● **WRITTEN PROBLEM**:
Extract each line containing the string "this".

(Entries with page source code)
_____
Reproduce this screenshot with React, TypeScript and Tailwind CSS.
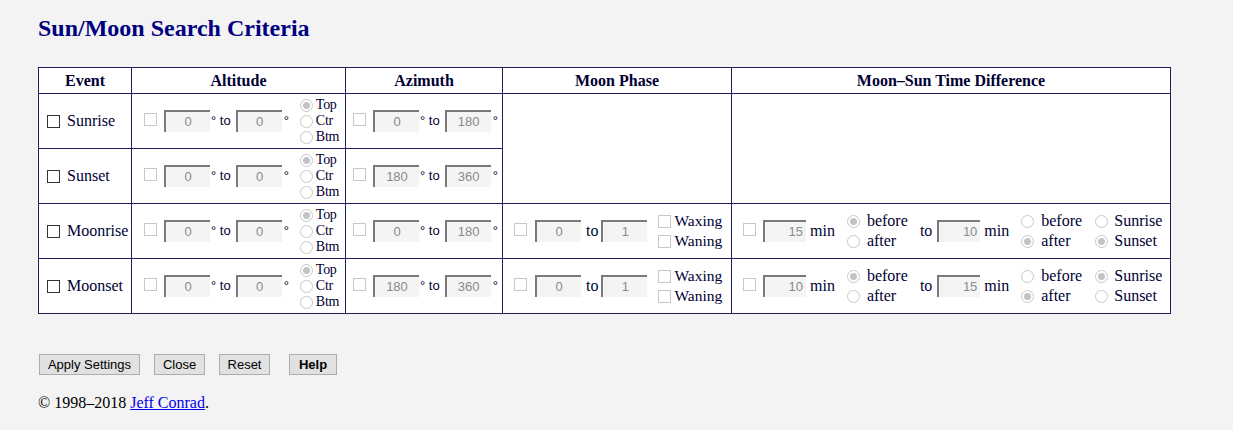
import React from "react";

const serif = "font-['Liberation_Serif','Times_New_Roman',serif]";
const sans = "font-['Liberation_Sans',Arial,sans-serif]";

function Box({ disabled }: { disabled?: boolean }) {
  return (
    <span
      className={
        "inline-block w-[13px] h-[13px] shrink-0 border bg-white " +
        (disabled ? "border-[#c8c8c8]" : "border-[#333333]")
      }
    />
  );
}

function Radio({ checked }: { checked?: boolean }) {
  return (
    <span className="flex w-[13px] h-[13px] shrink-0 items-center justify-center rounded-full border border-[#c8c8c8] bg-white">
      {checked ? <span className="w-[7px] h-[7px] rounded-full bg-[#c3c3c3]" /> : null}
    </span>
  );
}

function NumBox({ value, right, w = "w-[46px]" }: { value: string; right?: boolean; w?: string }) {
  return (
    <input
      type="text"
      disabled
      value={value}
      readOnly
      className={
        `${w} h-[22px] shrink-0 bg-[#f4f4f4] border-t-2 border-l-2 border-r-0 border-b-0 border-[#7a7a7a] text-[#8a8a8a] text-[13px] ${sans} ` +
        (right ? "text-right pr-[3px]" : "text-center")
      }
    />
  );
}

function RangeCell({ from, to, pad }: { from: string; to: string; pad: string }) {
  return (
    <>
      <span className={pad}>
        <Box disabled />
      </span>
      <span className="ml-[7px]">
        <NumBox value={from} />
      </span>
      <span className={`ml-[1px] text-[13px] ${sans}`}>° to</span>
      <span className="ml-[5px]">
        <NumBox value={to} />
      </span>
      <span className={`ml-[2px] text-[13px] ${sans}`}>°</span>
    </>
  );
}

function Altitude() {
  return (
    <div className="flex items-center">
      <RangeCell from="0" to="0" pad="ml-[12px]" />
      <div className="ml-[11px] flex flex-col text-[14px] leading-[16px] tracking-[-0.3px]">
        {["Top", "Ctr", "Btm"].map((l, i) => (
          <div key={l} className="flex items-center gap-[3px]">
            <Radio checked={i === 0} />
            <span>{l}</span>
          </div>
        ))}
      </div>
    </div>
  );
}

function Azimuth({ from, to }: { from: string; to: string }) {
  return (
    <div className="flex items-center">
      <RangeCell from={from} to={to} pad="ml-[7px]" />
    </div>
  );
}

function MoonPhase() {
  return (
    <div className="flex items-center">
      <span className="ml-[11px]">
        <Box disabled />
      </span>
      <span className="ml-[8px]">
        <NumBox value="0" />
      </span>
      <span className="ml-[5px]">to</span>
      <span className="ml-[3px]">
        <NumBox value="1" />
      </span>
      <div className="ml-[11px] flex flex-col text-[15.5px] leading-[20px]">
        {["Waxing", "Waning"].map((l) => (
          <div key={l} className="flex items-center gap-[3px]">
            <Box disabled />
            <span>{l}</span>
          </div>
        ))}
      </div>
    </div>
  );
}

function BeforeAfter({ sel, w }: { sel: number; w: string }) {
  return (
    <div className={`flex flex-col leading-[20px] ${w}`}>
      {["before", "after"].map((l, i) => (
        <div key={l} className="flex items-center gap-[7px]">
          <Radio checked={i === sel} />
          <span>{l}</span>
        </div>
      ))}
    </div>
  );
}

function TimeDiff({ a, b, s1, s2, s3 }: { a: string; b: string; s1: number; s2: number; s3: number }) {
  return (
    <div className="flex items-center">
      <span className="ml-[11px]">
        <Box disabled />
      </span>
      <span className="ml-[7px]">
        <NumBox value={a} right w="w-[43px]" />
      </span>
      <span className="ml-[4px]">min</span>
      <span className="ml-[12px]">
        <BeforeAfter sel={s1} w="w-[73px]" />
      </span>
      <span>to</span>
      <span className="ml-[5px]">
        <NumBox value={b} right w="w-[43px]" />
      </span>
      <span className="ml-[4px]">min</span>
      <span className="ml-[12px]">
        <BeforeAfter sel={s2} w="w-[74px]" />
      </span>
      <div className="flex flex-col leading-[20px]">
        {["Sunrise", "Sunset"].map((l, i) => (
          <div key={l} className="flex items-center gap-[6px]">
            <Radio checked={i === s3} />
            <span>{l}</span>
          </div>
        ))}
      </div>
    </div>
  );
}

function EventCell({ label }: { label: string }) {
  return (
    <div className="flex items-center pl-[8px] gap-[7px]">
      <Box />
      <span>{label}</span>
    </div>
  );
}

const td = "border border-[#1e1e5c] p-0 align-middle";
const th = "border border-[#1e1e5c] p-0 align-middle text-center font-bold";
const btn = "h-[21px] border border-[#adadad] bg-[#e1e1e1] text-center";

export default function App() {
  return (
    <div className={`min-h-[430px] bg-[#f3f3f3] px-[38px] pt-[14px] ${serif} text-[#000033]`}>
      <h1 className="text-[24px] leading-[28px] font-bold text-[#000080]">Sun/Moon Search Criteria</h1>
      <table className="mt-[25px] w-[1132px] border-collapse bg-white text-[16px] table-fixed">
        <colgroup>
          <col className="w-[93px]" />
          <col className="w-[214px]" />
          <col className="w-[157px]" />
          <col className="w-[229px]" />
          <col className="w-[439px]" />
        </colgroup>
        <thead>
          <tr className="h-[26px]">
            <th className={th}>Event</th>
            <th className={th}>Altitude</th>
            <th className={th}>Azimuth</th>
            <th className={th}>Moon Phase</th>
            <th className={th}>Moon–Sun Time Difference</th>
          </tr>
        </thead>
        <tbody>
          <tr className="h-[55px]">
            <td className={td}>
              <EventCell label="Sunrise" />
            </td>
            <td className={td}>
              <Altitude />
            </td>
            <td className={td}>
              <Azimuth from="0" to="180" />
            </td>
            <td className={td} rowSpan={2} />
            <td className={td} rowSpan={2} />
          </tr>
          <tr className="h-[55px]">
            <td className={td}>
              <EventCell label="Sunset" />
            </td>
            <td className={td}>
              <Altitude />
            </td>
            <td className={td}>
              <Azimuth from="180" to="360" />
            </td>
          </tr>
          <tr className="h-[55px]">
            <td className={td}>
              <EventCell label="Moonrise" />
            </td>
            <td className={td}>
              <Altitude />
            </td>
            <td className={td}>
              <Azimuth from="0" to="180" />
            </td>
            <td className={td}>
              <MoonPhase />
            </td>
            <td className={td}>
              <TimeDiff a="15" b="10" s1={0} s2={1} s3={1} />
            </td>
          </tr>
          <tr className="h-[55px]">
            <td className={td}>
              <EventCell label="Moonset" />
            </td>
            <td className={td}>
              <Altitude />
            </td>
            <td className={td}>
              <Azimuth from="180" to="360" />
            </td>
            <td className={td}>
              <MoonPhase />
            </td>
            <td className={td}>
              <TimeDiff a="10" b="15" s1={0} s2={1} s3={0} />
            </td>
          </tr>
        </tbody>
      </table>
      <div className={`mt-[40px] ml-[1px] flex items-center text-[13px] text-black ${sans}`}>
        <button className={`${btn} w-[101px]`}>Apply Settings</button>
        <button className={`${btn} ml-[14px] w-[51px]`}>Close</button>
        <button className={`${btn} ml-[14px] w-[51px]`}>Reset</button>
        <button className={`${btn} ml-[19px] w-[48px] font-bold`}>Help</button>
      </div>
      <p className="mt-[18px] text-[16px] leading-[20px] text-black">
        © 1998–2018{" "}
        <a href="#" className="text-[#0000ee] underline">
          Jeff Conrad
        </a>
        .
      </p>
    </div>
  );
}
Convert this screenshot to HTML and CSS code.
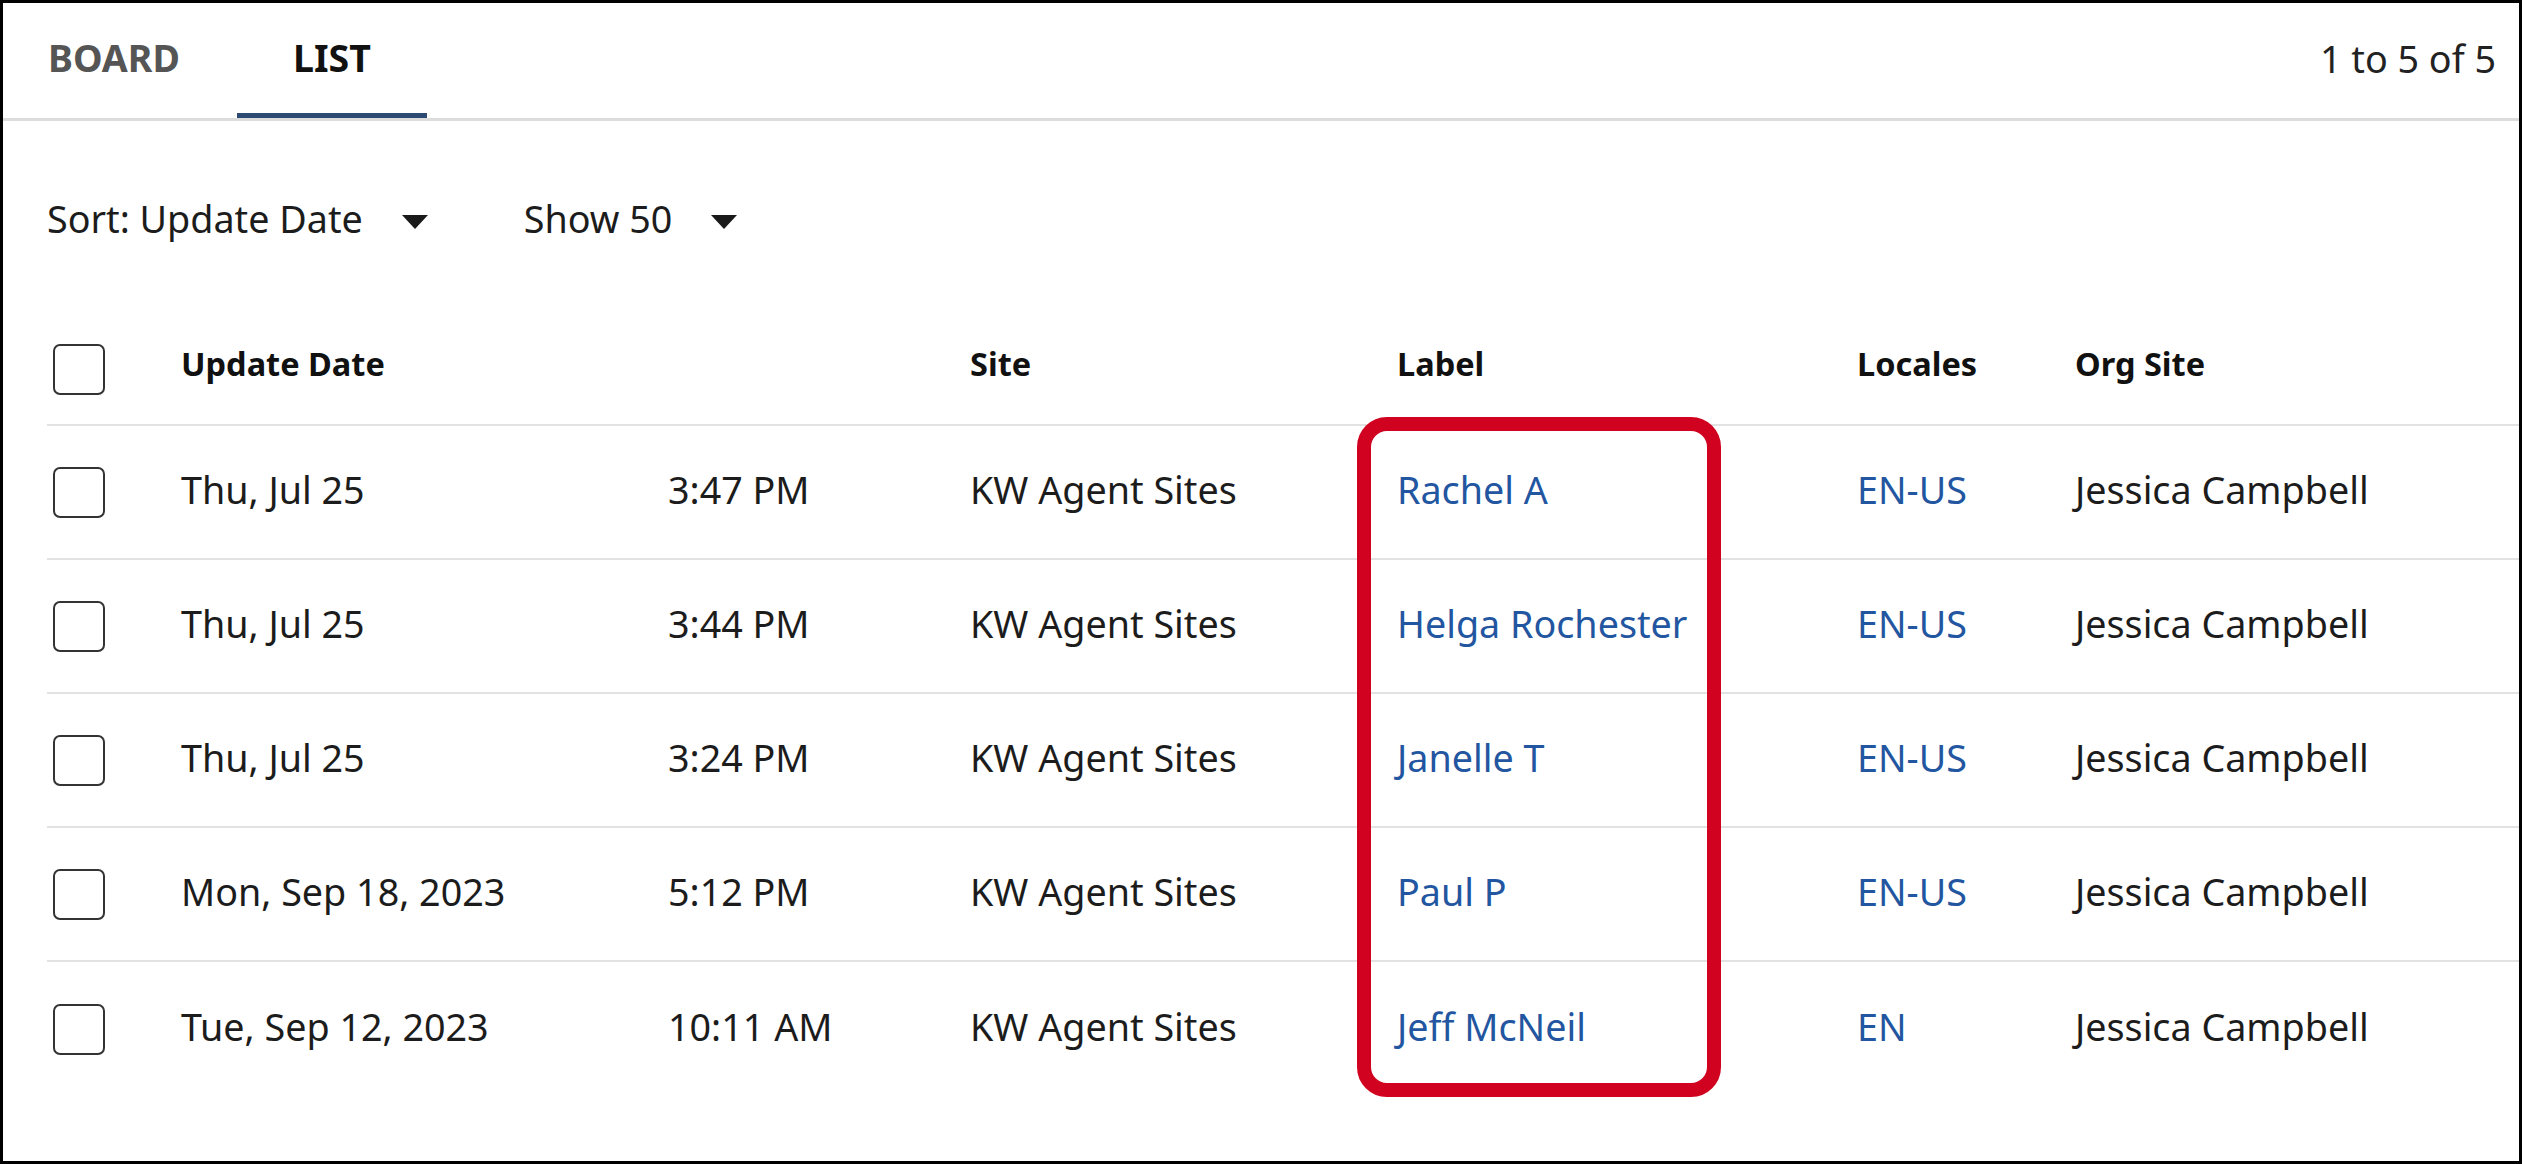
FILE: index.html
```html
<!DOCTYPE html>
<html lang="en">
<head>
<meta charset="utf-8">
<title>List</title>
<link rel="stylesheet" href="styles.css">
</head>
<body>
<div class="frame">
  <div class="tabs">
    <div class="tab tab-board">BOARD</div>
    <div class="tab tab-list active">LIST</div>
    <div class="count">1 to 5 of 5</div>
  </div>
  <div class="toolbar">
    <div class="dropdown dd-sort">Sort: Update Date<span class="caret"></span></div>
    <div class="dropdown dd-show">Show 50<span class="caret"></span></div>
  </div>
  <div class="table">
    <div class="row head">
      <div class="cell-box"><span class="check"></span></div>
      <div class="cell">Update Date</div>
      <div class="cell"></div>
      <div class="cell">Site</div>
      <div class="cell">Label</div>
      <div class="cell">Locales</div>
      <div class="cell">Org Site</div>
    </div>
    <div class="row">
      <div class="cell-box"><span class="check"></span></div>
      <div class="cell">Thu, Jul 25</div>
      <div class="cell">3:47 PM</div>
      <div class="cell">KW Agent Sites</div>
      <div class="cell link">Rachel A</div>
      <div class="cell link">EN-US</div>
      <div class="cell">Jessica Campbell</div>
    </div>
    <div class="row">
      <div class="cell-box"><span class="check"></span></div>
      <div class="cell">Thu, Jul 25</div>
      <div class="cell">3:44 PM</div>
      <div class="cell">KW Agent Sites</div>
      <div class="cell link">Helga Rochester</div>
      <div class="cell link">EN-US</div>
      <div class="cell">Jessica Campbell</div>
    </div>
    <div class="row">
      <div class="cell-box"><span class="check"></span></div>
      <div class="cell">Thu, Jul 25</div>
      <div class="cell">3:24 PM</div>
      <div class="cell">KW Agent Sites</div>
      <div class="cell link">Janelle T</div>
      <div class="cell link">EN-US</div>
      <div class="cell">Jessica Campbell</div>
    </div>
    <div class="row">
      <div class="cell-box"><span class="check"></span></div>
      <div class="cell">Mon, Sep 18, 2023</div>
      <div class="cell">5:12 PM</div>
      <div class="cell">KW Agent Sites</div>
      <div class="cell link">Paul P</div>
      <div class="cell link">EN-US</div>
      <div class="cell">Jessica Campbell</div>
    </div>
    <div class="row last">
      <div class="cell-box"><span class="check"></span></div>
      <div class="cell">Tue, Sep 12, 2023</div>
      <div class="cell">10:11 AM</div>
      <div class="cell">KW Agent Sites</div>
      <div class="cell link">Jeff McNeil</div>
      <div class="cell link">EN</div>
      <div class="cell">Jessica Campbell</div>
    </div>
    <div class="highlight"></div>
  </div>
</div>
</body>
</html>
```
FILE: styles.css
```css
html, body {
  margin: 0;
  padding: 0;
  background: #fff;
}

body {
  font-family: "Noto Sans", "Open Sans", sans-serif;
  color: #1c1c1c;
}

.frame {
  box-sizing: border-box;
  width: 2522px;
  height: 1164px;
  border: 3px solid #000;
  overflow: hidden;
}

.tabs {
  display: flex;
  align-items: stretch;
  height: 115px;
  border-bottom: 3px solid #dcdcdc;
}

.tab {
  box-sizing: border-box;
  display: flex;
  align-items: center;
  justify-content: center;
  padding-bottom: 1px;
  font-size: 37.5px;
  font-weight: 700;
  border-bottom: 5px solid transparent;
}

.tab-board {
  width: 234px;
  justify-content: flex-start;
  padding-left: 45px;
  color: #555;
}

.tab-list {
  width: 190px;
  color: #111;
}

.tab.active {
  border-bottom-color: #2d4a73;
}

.count {
  margin-left: auto;
  display: flex;
  align-items: center;
  padding-bottom: 5px;
  padding-right: 23px;
  font-size: 37.7px;
  color: #222;
}

.toolbar {
  box-sizing: border-box;
  display: flex;
  align-items: center;
  height: 200px;
  padding-left: 44px;
  padding-bottom: 6px;
  font-size: 37.7px;
  color: #1c1c1c;
}

.dropdown {
  display: flex;
  align-items: center;
}

.dd-sort {
  margin-right: 96px;
}

.caret {
  display: inline-block;
  width: 0;
  height: 0;
  margin-left: 39px;
  margin-top: 8px;
  border-left: 13.5px solid transparent;
  border-right: 13.5px solid transparent;
  border-top: 14px solid #1a1a1a;
}

.table {
  position: relative;
  padding-left: 44px;
}

.row {
  box-sizing: border-box;
  display: grid;
  grid-template-columns: 134px 487px 302px 427px 460px 218px 1fr;
  align-items: center;
  height: 134px;
  border-bottom: 2px solid #e2e2e2;
  font-size: 37.7px;
}

.row.head {
  height: 105px;
  font-size: 32.5px;
  font-weight: 700;
  color: #111;
}

.row.last {
  border-bottom: none;
}

.cell {
  white-space: nowrap;
  padding-bottom: 6px;
}

.row.head .cell {
  padding-bottom: 18px;
}

.link {
  color: #2356a0;
}

.check {
  display: block;
  box-sizing: border-box;
  width: 52px;
  height: 51px;
  margin-left: 6px;
  border: 2.5px solid #333;
  border-radius: 7px;
  background: #fff;
}

.row.head .check {
  margin-bottom: 6px;
}

.highlight {
  position: absolute;
  left: 1354px;
  top: 96px;
  width: 364px;
  height: 680px;
  box-sizing: border-box;
  border: 14px solid #d0021f;
  border-radius: 30px;
  pointer-events: none;
}
```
_____
● **WRITTEN SOLUTION**:
Reproduce this screenshot with React, TypeScript and Tailwind CSS.
Convert this screenshot to HTML and CSS code.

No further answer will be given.